- Task goal:
Extract every line that includes the string "React".

- Provided records:
____________
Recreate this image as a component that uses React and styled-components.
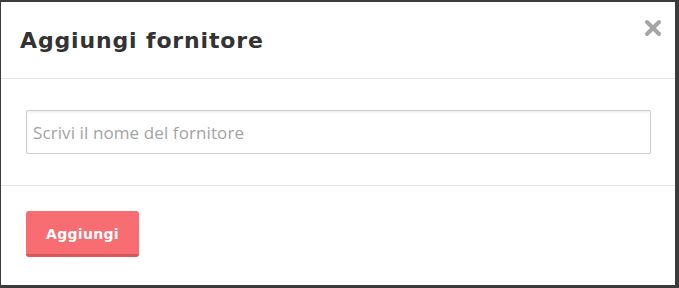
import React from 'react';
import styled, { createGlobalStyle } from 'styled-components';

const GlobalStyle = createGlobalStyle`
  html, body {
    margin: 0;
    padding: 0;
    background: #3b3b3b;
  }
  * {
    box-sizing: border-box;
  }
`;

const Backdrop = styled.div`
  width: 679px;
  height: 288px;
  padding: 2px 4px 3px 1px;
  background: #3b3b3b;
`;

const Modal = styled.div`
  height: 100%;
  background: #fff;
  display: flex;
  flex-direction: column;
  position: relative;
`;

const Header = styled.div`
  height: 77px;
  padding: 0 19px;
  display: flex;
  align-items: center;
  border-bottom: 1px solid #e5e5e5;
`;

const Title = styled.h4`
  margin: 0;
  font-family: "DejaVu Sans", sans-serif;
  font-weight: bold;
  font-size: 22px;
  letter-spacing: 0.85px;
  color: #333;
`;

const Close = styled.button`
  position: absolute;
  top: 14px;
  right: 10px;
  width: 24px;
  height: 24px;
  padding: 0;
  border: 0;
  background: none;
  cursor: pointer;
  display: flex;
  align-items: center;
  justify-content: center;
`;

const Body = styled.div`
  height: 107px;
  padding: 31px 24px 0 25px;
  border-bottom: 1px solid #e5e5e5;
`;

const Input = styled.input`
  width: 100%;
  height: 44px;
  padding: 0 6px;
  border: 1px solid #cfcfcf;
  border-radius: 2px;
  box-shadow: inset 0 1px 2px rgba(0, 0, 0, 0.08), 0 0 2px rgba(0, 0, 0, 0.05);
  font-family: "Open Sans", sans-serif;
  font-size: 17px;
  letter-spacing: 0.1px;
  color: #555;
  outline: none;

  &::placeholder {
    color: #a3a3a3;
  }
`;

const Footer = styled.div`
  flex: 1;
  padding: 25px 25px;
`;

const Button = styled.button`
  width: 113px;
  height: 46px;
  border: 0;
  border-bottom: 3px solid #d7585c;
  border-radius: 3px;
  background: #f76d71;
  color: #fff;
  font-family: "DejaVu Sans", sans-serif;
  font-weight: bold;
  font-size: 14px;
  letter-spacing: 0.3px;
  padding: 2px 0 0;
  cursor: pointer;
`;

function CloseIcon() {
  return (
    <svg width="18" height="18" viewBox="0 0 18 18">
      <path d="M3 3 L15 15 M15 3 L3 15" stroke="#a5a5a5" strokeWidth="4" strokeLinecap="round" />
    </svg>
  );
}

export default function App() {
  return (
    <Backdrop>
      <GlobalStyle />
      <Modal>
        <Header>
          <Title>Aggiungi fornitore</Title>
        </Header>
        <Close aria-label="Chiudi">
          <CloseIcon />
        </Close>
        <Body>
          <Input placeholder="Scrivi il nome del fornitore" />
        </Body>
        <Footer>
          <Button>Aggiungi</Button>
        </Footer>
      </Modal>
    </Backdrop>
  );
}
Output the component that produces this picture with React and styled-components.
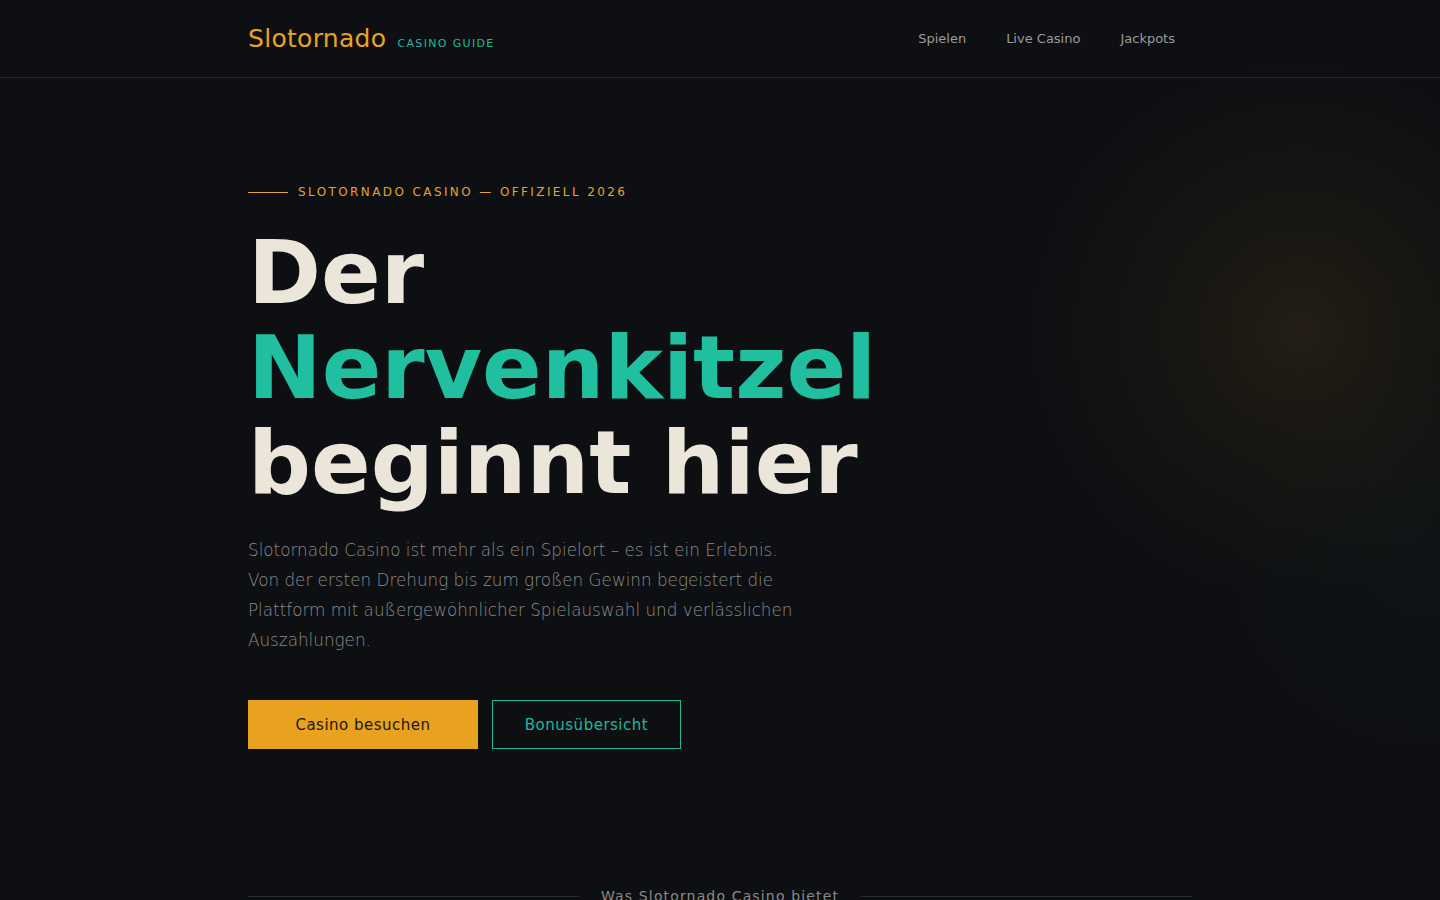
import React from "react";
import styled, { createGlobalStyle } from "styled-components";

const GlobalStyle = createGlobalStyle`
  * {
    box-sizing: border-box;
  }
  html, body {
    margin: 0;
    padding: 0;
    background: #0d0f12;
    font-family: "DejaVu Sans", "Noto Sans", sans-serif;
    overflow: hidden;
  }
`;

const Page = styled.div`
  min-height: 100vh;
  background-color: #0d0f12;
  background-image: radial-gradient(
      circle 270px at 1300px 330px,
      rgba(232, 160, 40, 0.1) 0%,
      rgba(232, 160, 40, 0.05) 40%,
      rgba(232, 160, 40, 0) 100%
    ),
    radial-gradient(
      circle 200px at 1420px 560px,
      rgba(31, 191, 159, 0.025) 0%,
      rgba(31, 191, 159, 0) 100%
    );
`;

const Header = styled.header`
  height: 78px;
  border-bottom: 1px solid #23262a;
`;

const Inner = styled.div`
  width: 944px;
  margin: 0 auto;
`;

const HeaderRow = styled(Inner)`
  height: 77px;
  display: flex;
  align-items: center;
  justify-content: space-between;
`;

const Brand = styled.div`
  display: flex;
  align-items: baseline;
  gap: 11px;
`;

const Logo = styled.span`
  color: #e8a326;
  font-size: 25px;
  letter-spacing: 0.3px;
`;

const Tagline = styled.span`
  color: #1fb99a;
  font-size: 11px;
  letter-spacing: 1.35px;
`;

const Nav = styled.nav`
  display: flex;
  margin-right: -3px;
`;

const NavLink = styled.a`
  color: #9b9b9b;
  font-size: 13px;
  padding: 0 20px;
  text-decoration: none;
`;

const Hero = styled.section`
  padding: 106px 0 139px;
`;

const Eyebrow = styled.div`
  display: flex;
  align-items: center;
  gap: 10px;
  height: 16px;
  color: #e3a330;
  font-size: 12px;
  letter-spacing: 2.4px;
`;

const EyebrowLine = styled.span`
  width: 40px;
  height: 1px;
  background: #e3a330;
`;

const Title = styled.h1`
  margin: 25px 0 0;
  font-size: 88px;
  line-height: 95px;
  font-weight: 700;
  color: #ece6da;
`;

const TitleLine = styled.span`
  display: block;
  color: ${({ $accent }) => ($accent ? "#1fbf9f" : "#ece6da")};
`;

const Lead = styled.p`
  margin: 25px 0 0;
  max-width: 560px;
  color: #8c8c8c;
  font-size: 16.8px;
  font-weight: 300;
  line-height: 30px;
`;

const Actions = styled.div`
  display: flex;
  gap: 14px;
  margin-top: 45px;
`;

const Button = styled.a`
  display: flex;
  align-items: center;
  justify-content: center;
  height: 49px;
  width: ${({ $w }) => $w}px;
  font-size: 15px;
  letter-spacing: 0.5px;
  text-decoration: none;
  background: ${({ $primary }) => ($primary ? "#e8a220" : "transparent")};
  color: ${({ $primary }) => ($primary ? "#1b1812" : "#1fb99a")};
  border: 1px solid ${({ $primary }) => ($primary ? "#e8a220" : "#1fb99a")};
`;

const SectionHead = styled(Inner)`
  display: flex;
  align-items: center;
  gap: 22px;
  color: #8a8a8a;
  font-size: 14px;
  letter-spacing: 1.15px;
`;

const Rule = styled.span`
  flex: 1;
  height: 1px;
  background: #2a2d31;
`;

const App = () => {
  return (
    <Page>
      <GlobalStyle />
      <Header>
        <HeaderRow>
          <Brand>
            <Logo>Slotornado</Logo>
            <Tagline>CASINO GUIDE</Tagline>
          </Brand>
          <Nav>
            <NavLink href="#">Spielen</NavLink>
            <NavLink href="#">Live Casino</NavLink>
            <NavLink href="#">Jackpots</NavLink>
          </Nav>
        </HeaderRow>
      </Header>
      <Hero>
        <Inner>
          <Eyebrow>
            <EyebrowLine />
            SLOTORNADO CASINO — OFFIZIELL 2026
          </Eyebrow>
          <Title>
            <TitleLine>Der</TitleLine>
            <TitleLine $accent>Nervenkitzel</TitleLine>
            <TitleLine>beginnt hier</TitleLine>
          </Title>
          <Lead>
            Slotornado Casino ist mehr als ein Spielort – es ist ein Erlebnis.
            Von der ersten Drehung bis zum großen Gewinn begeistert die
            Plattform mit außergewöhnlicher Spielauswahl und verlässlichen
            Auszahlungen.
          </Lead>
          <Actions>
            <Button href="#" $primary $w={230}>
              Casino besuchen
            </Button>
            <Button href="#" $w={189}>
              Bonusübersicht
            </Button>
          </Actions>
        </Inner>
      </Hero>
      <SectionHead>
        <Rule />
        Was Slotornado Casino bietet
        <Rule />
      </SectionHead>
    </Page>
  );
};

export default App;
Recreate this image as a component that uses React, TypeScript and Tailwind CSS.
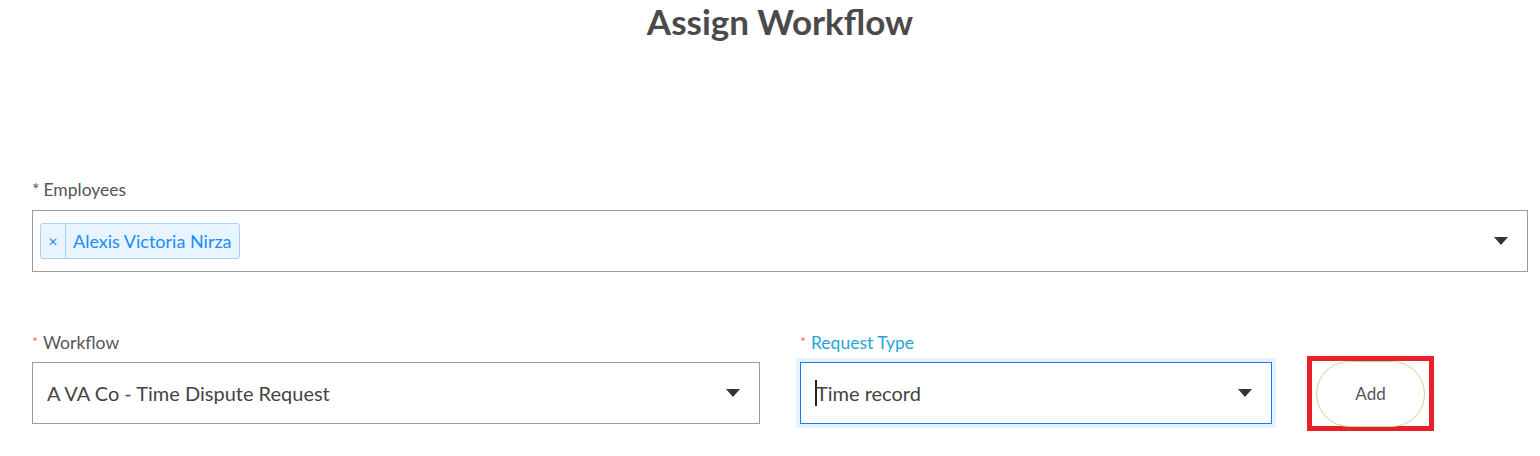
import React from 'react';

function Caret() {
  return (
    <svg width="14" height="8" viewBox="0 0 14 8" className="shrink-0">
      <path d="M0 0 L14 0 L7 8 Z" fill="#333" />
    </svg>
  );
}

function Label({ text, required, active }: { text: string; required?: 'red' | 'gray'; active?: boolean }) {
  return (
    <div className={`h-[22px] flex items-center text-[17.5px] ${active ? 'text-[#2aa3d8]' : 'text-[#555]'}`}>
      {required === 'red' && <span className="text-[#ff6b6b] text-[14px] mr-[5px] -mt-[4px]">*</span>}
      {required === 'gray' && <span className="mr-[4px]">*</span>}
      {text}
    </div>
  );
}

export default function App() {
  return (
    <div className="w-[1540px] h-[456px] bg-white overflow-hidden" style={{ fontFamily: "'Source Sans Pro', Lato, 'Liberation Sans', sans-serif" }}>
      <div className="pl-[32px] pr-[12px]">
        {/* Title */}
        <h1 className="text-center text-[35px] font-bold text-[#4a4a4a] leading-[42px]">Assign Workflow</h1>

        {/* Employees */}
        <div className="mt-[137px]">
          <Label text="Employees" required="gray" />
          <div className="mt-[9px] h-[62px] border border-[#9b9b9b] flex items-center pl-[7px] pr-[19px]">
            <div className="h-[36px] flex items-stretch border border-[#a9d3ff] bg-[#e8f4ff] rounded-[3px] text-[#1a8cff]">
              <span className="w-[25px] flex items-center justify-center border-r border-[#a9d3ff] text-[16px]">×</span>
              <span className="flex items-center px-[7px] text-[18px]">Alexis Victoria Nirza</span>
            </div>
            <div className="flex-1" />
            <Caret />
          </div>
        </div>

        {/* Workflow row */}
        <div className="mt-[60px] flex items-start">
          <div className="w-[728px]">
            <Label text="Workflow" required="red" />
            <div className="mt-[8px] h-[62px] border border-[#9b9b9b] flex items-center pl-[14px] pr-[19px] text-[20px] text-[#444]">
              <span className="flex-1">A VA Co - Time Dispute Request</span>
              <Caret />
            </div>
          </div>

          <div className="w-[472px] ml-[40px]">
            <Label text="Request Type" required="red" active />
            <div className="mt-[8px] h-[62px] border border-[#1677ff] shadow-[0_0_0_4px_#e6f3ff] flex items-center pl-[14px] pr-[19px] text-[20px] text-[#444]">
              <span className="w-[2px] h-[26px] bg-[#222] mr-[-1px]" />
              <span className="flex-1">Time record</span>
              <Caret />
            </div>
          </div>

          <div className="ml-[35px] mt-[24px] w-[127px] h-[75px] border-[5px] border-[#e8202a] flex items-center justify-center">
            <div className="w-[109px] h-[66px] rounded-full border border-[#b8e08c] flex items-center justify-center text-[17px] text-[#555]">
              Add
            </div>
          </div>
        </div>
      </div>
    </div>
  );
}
____________
- Response to this task:
Recreate this image as a component that uses React and styled-components.
import React from 'react';
Output the component that produces this picture with React and styled-components.
import React from "react";
Recreate this image as a component that uses React, TypeScript and Tailwind CSS.
import React from 'react';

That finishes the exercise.